More than 365 people had been detained across the country by 7 p.m. Moscow time.

Protesters chanted 'freedom to political prisoners' and 'we are not extremists,' a reference to the Kremlin's basis for trying to shut down FBK.

The Moscow Prosecutor's Office asked a court to label as 'extremist' three organizations tied to Navalny -- the Anti-Corruption Foundation, the Citizens' Rights Protection Foundation, and Navalny's regional headquarters.

Prosecutors claim the organizations are 'engaged in creating conditions for destabilizing the social and sociopolitical situation under the guise of their liberal slogans.'

The request comes ahead of crucial national parliamentary elections later this year. FBK is seeking to rally citizens to vote against the ruling United Russia party.

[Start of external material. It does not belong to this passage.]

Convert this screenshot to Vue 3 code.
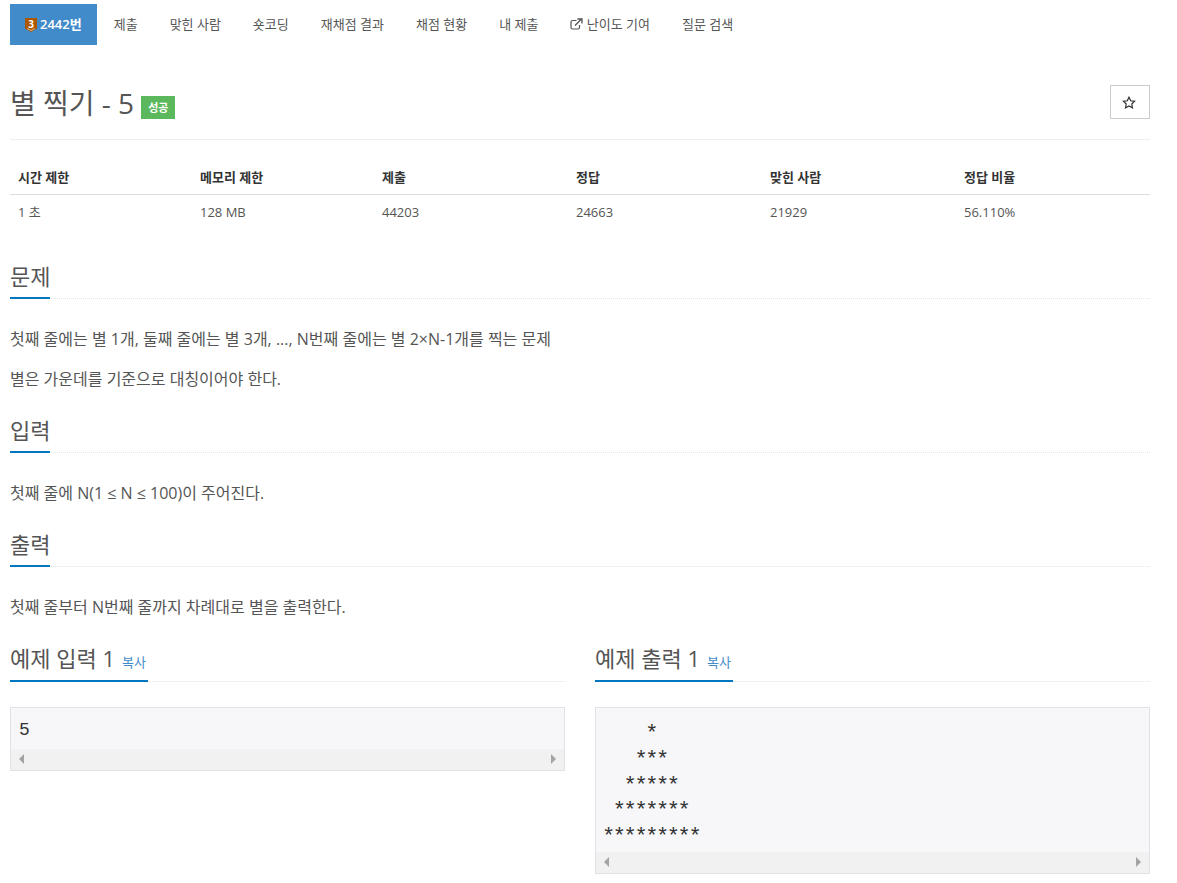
<script setup>
const navItems = ['제출', '맞힌 사람', '숏코딩', '재채점 결과', '채점 현황', '내 제출']
const heads = ['시간 제한', '메모리 제한', '제출', '정답', '맞힌 사람', '정답 비율']
const vals = ['1 초', '128 MB', '44203', '24663', '21929', '56.110%']
const stars = '    *\n   ***\n  *****\n *******\n*********'
</script>

<template>
  <div class="page">
    <ul class="nav">
      <li class="item active">
        <a>
          <span class="tier">
            <svg width="12" height="14" viewBox="0 0 12 14"><path d="M0 0H12V10.5L6 14L0 10.5Z" fill="#ad5600"/><path d="M2 10.5L6 12.5L10 10.5" fill="none" stroke="#e8c9a8" stroke-width="0.8"/></svg>
            <span class="tier-num">3</span>
          </span>2442번
        </a>
      </li>
      <li v-for="n in navItems" :key="n" class="item"><a>{{ n }}</a></li>
      <li class="item">
        <a>
          <svg class="ext" width="13" height="12" viewBox="0 0 13 12"><path d="M9.5 7V9.5A1.5 1.5 0 0 1 8 11H2.5A1.5 1.5 0 0 1 1 9.5V4A1.5 1.5 0 0 1 2.5 2.5H6.5" fill="none" stroke="#555" stroke-width="1.2"/><path d="M5 7.5L11 1.5M7.5 1H12V5.5" fill="none" stroke="#555" stroke-width="1.3"/></svg>
          난이도 기여
        </a>
      </li>
      <li class="item"><a>질문 검색</a></li>
    </ul>

    <div class="title-row">
      <h1 class="title">별 찍기 - 5<span class="label">성공</span></h1>
      <button class="star-btn">
        <svg width="14" height="13" viewBox="0 0 14 13"><path d="M7 1.2L8.7 4.8L12.6 5.3L9.8 8L10.5 11.9L7 10L3.5 11.9L4.2 8L1.4 5.3L5.3 4.8Z" fill="none" stroke="#333" stroke-width="1.2" stroke-linejoin="miter"/></svg>
      </button>
    </div>

    <table class="info">
      <thead><tr><th v-for="h in heads" :key="h">{{ h }}</th></tr></thead>
      <tbody><tr><td v-for="v in vals" :key="v">{{ v }}</td></tr></tbody>
    </table>

    <section class="sec first">
      <div class="headline"><h2>문제</h2></div>
      <p>첫째 줄에는 별 1개, 둘째 줄에는 별 3개, ..., N번째 줄에는 별 2×N-1개를 찍는 문제</p>
      <p>별은 가운데를 기준으로 대칭이어야 한다.</p>
    </section>
    <section class="sec">
      <div class="headline"><h2>입력</h2></div>
      <p>첫째 줄에 N(1 ≤ N ≤ 100)이 주어진다.</p>
    </section>
    <section class="sec">
      <div class="headline"><h2>출력</h2></div>
      <p>첫째 줄부터 N번째 줄까지 차례대로 별을 출력한다.</p>
    </section>

    <div class="samples">
      <div class="sample">
        <div class="headline"><h2>예제 입력 1<a class="copy">복사</a></h2></div>
        <div class="pre">
          <pre>5</pre>
          <div class="bar"><i class="al"></i><i class="ar"></i></div>
        </div>
      </div>
      <div class="sample">
        <div class="headline"><h2>예제 출력 1<a class="copy">복사</a></h2></div>
        <div class="pre">
          <pre class="stars">{{ stars }}</pre>
          <div class="bar"><i class="al"></i><i class="ar"></i></div>
        </div>
      </div>
    </div>
  </div>
</template>

<style>
html, body { background: #fff; }
</style>

<style scoped>
.page {
  width: 1140px;
  padding: 4px 0 9px;
  margin-left: 10px;
  font-family: "Open Sans", "Noto Sans CJK KR", sans-serif;
  font-size: 16px;
  color: #555;
}
.nav {
  display: flex;
  list-style: none;
  margin: 0;
  padding: 0;
  gap: 2px;
}
.item a {
  display: block;
  padding: 0 15px;
  line-height: 41px;
  font-size: 13px;
  color: #555;
}
.active a {
  background: #428bca;
  color: #fff;
  font-weight: 600;
}
.tier { position: relative; display: inline-block; width: 12px; height: 14px; vertical-align: -3px; margin-right: 3px; }
.tier svg { display: block; }
.tier-num {
  position: absolute;
  left: 0; right: 0; top: 0;
  text-align: center;
  font-size: 10px;
  line-height: 12px;
  font-weight: 700;
  color: #fff;
}
.ext { vertical-align: -1px; }
.title-row {
  display: flex;
  justify-content: space-between;
  align-items: flex-start;
  margin-top: 40px;
  height: 54px;
  border-bottom: 1px solid #eee;
}
.title {
  margin: 0;
  font-size: 28px;
  font-weight: 400;
  line-height: 36px;
  color: #555;
}
.label {
  display: inline-block;
  background: #5cb85c;
  color: #fff;
  font-size: 11px;
  font-weight: 700;
  line-height: 23px;
  padding: 0 7px;
  margin-left: 7px;
  vertical-align: 2px;
}
.star-btn {
  width: 40px;
  height: 34px;
  background: #fff;
  border: 1px solid #ccc;
  padding: 0 2px 0 0;
  display: flex;
  align-items: center;
  justify-content: center;
}
.info {
  width: 100%;
  table-layout: fixed;
  border-collapse: collapse;
  margin-top: 19px;
  font-size: 13px;
  color: #333;
}
.info th, .info td { box-sizing: border-box; }
.info th:nth-child(-n+2), .info td:nth-child(-n+2) { width: 182px; }
.info th:nth-child(n+3), .info td:nth-child(n+3) { width: 194px; }
.info th {
  text-align: left;
  font-weight: 700;
  padding: 0 8px;
  height: 35px;
  border-bottom: 1px solid #ddd;
}
.info td { padding: 0 8px; height: 35px; color: #555; }
.sec { margin-top: 32px; }
.sec + .sec { margin-top: 26px; }
.sec p { margin: 0; line-height: 20px; padding-top: 20px; }
.sec .headline { margin-bottom: 10px; }
.headline { border-bottom: 1px dotted #e5e5e5; }
.headline h2 {
  display: inline-block;
  margin: 0 0 -1px;
  font-size: 22px;
  font-weight: 400;
  line-height: 30px;
  padding-bottom: 6px;
  border-bottom: 2px solid #0076c0;
  color: #555;
  vertical-align: top;
}
.sample .headline h2 { padding-bottom: 7px; padding-right: 2px; }
.samples { display: grid; grid-template-columns: 1fr 1fr; gap: 30px; margin-top: 26px; align-items: start; }
.copy { font-size: 13px; line-height: 1; color: #428bca; margin-left: 7px; }
.pre { margin-top: 25px; border: 1px solid #e1e1e8; background: #f7f7f9; }
.pre pre {
  margin: 0;
  padding: 10px 8px 5px;
  font-family: "Liberation Mono", monospace;
  font-size: 18px;
  line-height: 25.75px;
  color: #333;
}
.pre .stars {
  padding: 14px 7px 1px 6px;
  font-size: 22px;
  letter-spacing: -2.4px;
}
.bar { height: 21px; background: #f1f1f1; display: flex; justify-content: space-between; align-items: center; padding: 0 8px; }
.bar i { width: 0; height: 0; border-top: 5px solid transparent; border-bottom: 5px solid transparent; }
.al { border-right: 5px solid #a3a3a3; }
.ar { border-left: 5px solid #a3a3a3; }
</style>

Some Navalny supporters have expressed fear that the April 21 protest could be among the last if the Kremlin gets its way.

'This isn't the final battle. There'll be many other opportunities to be heard,' Oleg, a 32-year-old who joined the Moscow protest, told RFE/RL.

Navalny's team announced protests in more than 160 Russian cities and towns to draw attention to his plight and for prison authorities to allow him access to independent doctors.

SEE ALSO: In Urging A 'Final Battle' With The Kremlin, Navalny's Team Bets Against Apathy

Russian human rights commissioner Tatyana Moskalkova was quoted by the RIA Novosti news agency as saying four doctors from outside Russia's Federal Penitentiary Service (FSIN) visited Navalny on April 20 and found no serious health problems.

She gave no details on the doctors and there was no immediate word from Navalny's team about the report.

However, the assessment runs contrary to a letter to Russia's FSIN last week from Anastasia Vasilyeva, Navalny's personal physician, and three other doctors, including a cardiologist, who said the 44-year-old's health was rapidly deteriorating and his potassium count had reached a 'critical level,' meaning 'both impaired renal function and serious heart rhythm problems can happen any minute.'

Navalny's state of health forced his allies to move up the rallies as they worried he could be harmed 'irreparably' by his mistreatment in prison.

SEE ALSO: U.S. Again Calls On Russia To Allow Doctors To See Hunger-Striking Navalny 'Immediately'

Navalny was arrested on January 17 upon his return to Russia from Germany, where he received life-saving treatment for a poisoning in Siberia in August 2020.

He has insisted that his poisoning with a Soviet-style chemical nerve agent was ordered directly by Russian President Vladimir Putin. The Federal Security Service (FSB) and the Kremlin have denied any role in the poisoning.

In February, a Moscow court ruled that while in Germany, Navalny had violated the terms of parole from an old embezzlement case that is widely considered to be politically motivated.

Navalny's 3 1/2-year suspended sentence from the case was converted to a jail term, though the court said he will serve 2 1/2 years in prison given time already served in detention.

The United States and European Union have imposed sanctions on Russia over the Navalny affair and crackdown on protesters.